Chartered Institute of Taxation urges Gov’t to focus on tax gap closure for enhanced revenue mobilization
The President of the Chartered Institute of Taxation Ghana (CITG), George Akwatia, has drawn attention to an overlooked facet of the country’s taxation framework, asserting that closing the tax gap holds the key to addressing Ghana’s revenue mobilization challenges. Rather than focusing solely on introducing new taxes, Akwatia contends that investing efforts into bridging the existing tax gap could significantly bolster the nation’s revenue generation for developmental purposes.
Speaking during a recent interview, Mr Akwatia emphasized that an effective strategy for revenue enhancement involves tightening the gaps in the tax collection process. He stressed that through such an approach, Ghana could potentially double its tax revenues, projecting an increase from approximately ¢180 million to ¢250 million or beyond.
To substantiate his argument, Akwatia referred to a 2020 World Bank study that scrutinized Ghana’s tax gap. This study revealed that across three critical tax categories—Import Duties, Corporate Tax, and VAT—the nation was grappling with a tax gap of around 20%.
His calculations offer a stark perspective on the potential gains. Based on Ghana’s estimated 2021 GDP of $77.6 billion, applying a 20% tax gap to this figure could translate to a substantial revenue shortfall of approximately ¢155 billion to ¢270 billion, depending on exchange rate fluctuations. In contrast, Ghana’s total tax revenue for 2023 is projected to be around ¢108 billion, further underscoring the significance of addressing the tax gap.

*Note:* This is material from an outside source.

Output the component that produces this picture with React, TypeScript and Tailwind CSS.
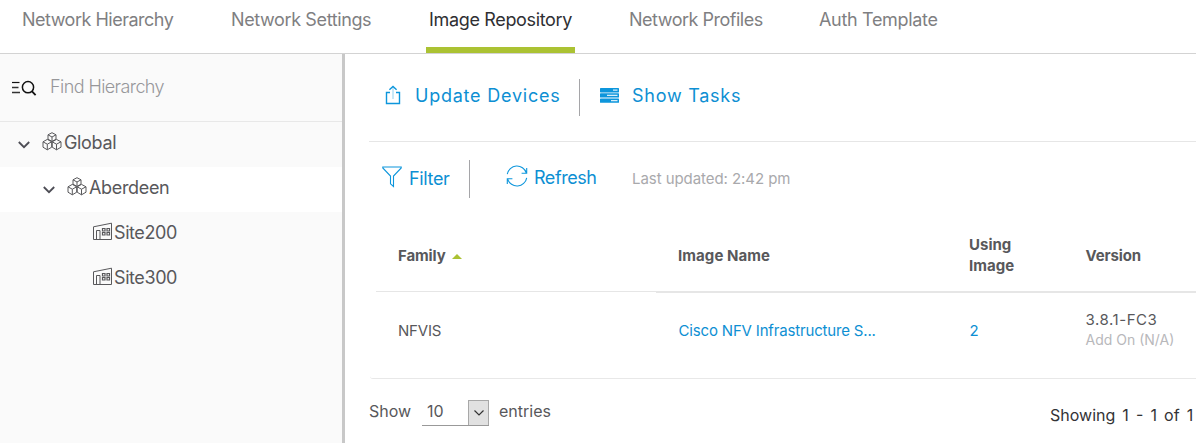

Mr Akwatia’s insights lead to the conclusion that while the government seeks to bolster its revenue streams, prioritizing efforts to close the existing tax gap could be a more effective approach than simply introducing new taxes. By doing so, Ghana might tap into a considerable source of revenue that has hitherto been underutilized, supporting its national development goals in a sustainable manner.